• [SET EXERCISE]:
Only the lines holding the string "this" are needed. Copy each one.

• [RECORDS PROVIDED]:
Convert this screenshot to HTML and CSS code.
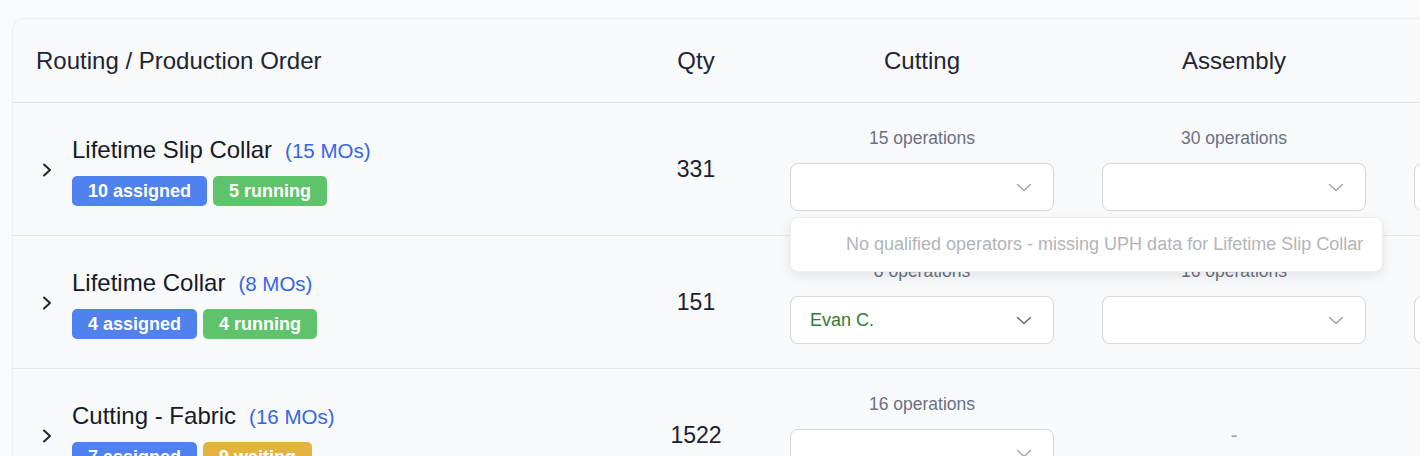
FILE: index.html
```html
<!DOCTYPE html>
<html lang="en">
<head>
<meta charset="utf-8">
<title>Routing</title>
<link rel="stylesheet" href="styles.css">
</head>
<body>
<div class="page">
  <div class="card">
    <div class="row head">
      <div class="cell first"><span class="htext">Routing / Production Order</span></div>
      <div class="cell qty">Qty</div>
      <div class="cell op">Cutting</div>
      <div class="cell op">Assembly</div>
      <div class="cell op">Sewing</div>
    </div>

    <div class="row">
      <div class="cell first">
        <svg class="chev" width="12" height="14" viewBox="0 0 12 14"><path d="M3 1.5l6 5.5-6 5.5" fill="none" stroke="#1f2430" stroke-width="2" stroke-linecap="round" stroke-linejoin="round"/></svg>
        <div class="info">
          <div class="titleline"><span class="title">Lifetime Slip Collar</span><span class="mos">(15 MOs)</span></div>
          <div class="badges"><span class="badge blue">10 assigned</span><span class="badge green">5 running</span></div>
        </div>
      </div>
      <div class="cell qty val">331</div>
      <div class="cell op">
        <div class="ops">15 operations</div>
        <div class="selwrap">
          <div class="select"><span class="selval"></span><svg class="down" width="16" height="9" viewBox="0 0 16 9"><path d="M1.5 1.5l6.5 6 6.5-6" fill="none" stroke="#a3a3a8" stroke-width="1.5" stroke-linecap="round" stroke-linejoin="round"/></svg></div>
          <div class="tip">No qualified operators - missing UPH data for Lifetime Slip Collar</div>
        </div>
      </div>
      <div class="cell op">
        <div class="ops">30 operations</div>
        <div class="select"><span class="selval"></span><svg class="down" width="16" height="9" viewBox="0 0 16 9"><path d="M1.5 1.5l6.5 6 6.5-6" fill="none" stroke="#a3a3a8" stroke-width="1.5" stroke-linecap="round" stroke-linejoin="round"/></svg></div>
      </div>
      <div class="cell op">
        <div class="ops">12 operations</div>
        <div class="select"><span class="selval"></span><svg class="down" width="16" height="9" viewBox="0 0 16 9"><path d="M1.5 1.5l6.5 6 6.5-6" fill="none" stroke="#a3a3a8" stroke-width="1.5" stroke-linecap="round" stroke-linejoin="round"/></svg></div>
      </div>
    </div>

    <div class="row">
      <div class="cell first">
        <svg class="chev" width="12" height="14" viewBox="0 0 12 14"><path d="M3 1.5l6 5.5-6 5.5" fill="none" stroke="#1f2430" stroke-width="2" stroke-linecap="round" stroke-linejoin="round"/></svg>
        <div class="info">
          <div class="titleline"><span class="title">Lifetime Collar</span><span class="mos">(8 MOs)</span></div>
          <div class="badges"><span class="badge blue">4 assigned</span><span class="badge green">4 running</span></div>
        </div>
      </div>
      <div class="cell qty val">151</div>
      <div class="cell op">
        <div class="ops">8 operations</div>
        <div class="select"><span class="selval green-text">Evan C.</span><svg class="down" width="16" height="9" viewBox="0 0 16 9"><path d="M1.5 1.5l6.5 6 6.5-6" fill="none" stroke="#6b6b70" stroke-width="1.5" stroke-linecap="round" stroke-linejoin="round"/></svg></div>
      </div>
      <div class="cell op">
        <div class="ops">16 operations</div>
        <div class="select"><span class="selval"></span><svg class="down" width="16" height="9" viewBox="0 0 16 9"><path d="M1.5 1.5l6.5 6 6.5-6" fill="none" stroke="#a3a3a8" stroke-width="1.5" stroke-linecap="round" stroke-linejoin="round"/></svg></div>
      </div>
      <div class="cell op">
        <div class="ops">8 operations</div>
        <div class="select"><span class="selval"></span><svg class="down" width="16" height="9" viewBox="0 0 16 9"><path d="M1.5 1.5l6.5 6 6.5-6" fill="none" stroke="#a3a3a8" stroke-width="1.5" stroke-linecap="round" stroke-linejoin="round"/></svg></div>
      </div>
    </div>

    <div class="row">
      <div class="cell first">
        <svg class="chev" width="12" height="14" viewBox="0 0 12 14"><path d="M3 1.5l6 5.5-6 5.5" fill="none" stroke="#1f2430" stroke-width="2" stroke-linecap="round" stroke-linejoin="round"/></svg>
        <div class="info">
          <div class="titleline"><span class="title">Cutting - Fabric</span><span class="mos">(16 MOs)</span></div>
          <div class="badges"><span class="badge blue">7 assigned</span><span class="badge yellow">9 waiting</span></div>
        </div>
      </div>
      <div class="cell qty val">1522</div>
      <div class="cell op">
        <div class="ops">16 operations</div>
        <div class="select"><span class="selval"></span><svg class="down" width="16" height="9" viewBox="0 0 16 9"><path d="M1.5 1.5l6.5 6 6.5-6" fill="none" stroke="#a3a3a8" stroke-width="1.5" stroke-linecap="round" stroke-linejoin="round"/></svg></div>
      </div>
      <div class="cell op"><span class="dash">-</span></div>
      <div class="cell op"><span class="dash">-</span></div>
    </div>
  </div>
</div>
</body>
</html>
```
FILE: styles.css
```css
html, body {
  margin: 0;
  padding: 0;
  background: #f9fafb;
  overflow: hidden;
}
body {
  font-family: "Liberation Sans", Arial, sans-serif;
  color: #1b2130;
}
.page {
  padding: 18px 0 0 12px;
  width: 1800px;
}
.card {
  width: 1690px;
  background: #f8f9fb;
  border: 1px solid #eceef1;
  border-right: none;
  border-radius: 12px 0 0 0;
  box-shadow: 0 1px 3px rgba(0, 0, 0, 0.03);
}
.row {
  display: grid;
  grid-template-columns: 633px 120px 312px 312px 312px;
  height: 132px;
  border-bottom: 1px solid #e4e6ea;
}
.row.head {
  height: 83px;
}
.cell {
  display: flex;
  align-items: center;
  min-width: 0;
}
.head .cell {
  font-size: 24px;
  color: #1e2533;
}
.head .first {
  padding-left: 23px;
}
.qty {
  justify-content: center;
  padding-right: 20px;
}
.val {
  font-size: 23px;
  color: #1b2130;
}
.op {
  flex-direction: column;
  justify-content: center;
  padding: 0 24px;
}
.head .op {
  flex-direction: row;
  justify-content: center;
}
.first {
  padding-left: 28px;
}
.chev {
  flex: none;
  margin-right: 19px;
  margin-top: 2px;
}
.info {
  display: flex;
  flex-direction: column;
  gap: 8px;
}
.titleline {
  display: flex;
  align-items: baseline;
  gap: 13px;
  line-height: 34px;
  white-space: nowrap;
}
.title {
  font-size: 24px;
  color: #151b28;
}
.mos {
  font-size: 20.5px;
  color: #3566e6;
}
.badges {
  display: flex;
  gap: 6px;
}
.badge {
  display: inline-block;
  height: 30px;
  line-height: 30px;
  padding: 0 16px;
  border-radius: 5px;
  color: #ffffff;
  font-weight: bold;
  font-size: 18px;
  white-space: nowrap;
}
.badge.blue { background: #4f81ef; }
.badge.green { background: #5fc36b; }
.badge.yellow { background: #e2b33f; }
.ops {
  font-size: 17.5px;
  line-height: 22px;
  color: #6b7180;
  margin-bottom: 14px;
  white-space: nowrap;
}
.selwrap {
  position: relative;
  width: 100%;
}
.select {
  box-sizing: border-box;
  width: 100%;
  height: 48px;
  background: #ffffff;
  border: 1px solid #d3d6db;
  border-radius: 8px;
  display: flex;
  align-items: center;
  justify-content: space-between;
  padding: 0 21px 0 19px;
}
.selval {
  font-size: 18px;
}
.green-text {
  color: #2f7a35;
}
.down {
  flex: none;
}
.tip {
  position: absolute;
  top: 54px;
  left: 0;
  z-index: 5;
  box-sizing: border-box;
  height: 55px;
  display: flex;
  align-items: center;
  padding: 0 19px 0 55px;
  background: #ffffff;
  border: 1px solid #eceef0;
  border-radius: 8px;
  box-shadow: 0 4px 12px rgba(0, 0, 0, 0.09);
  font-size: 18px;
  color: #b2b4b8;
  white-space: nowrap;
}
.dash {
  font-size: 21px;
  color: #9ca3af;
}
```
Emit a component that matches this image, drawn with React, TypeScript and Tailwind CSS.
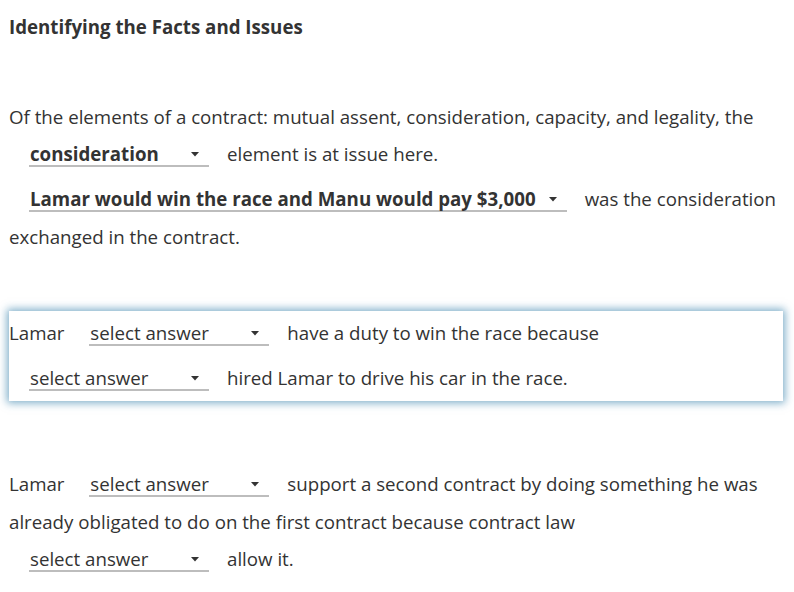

• [RESPONSE TO THE EXERCISE]:
Convert this screenshot to HTML and CSS code.
Emit a component that matches this image, drawn with React, TypeScript and Tailwind CSS.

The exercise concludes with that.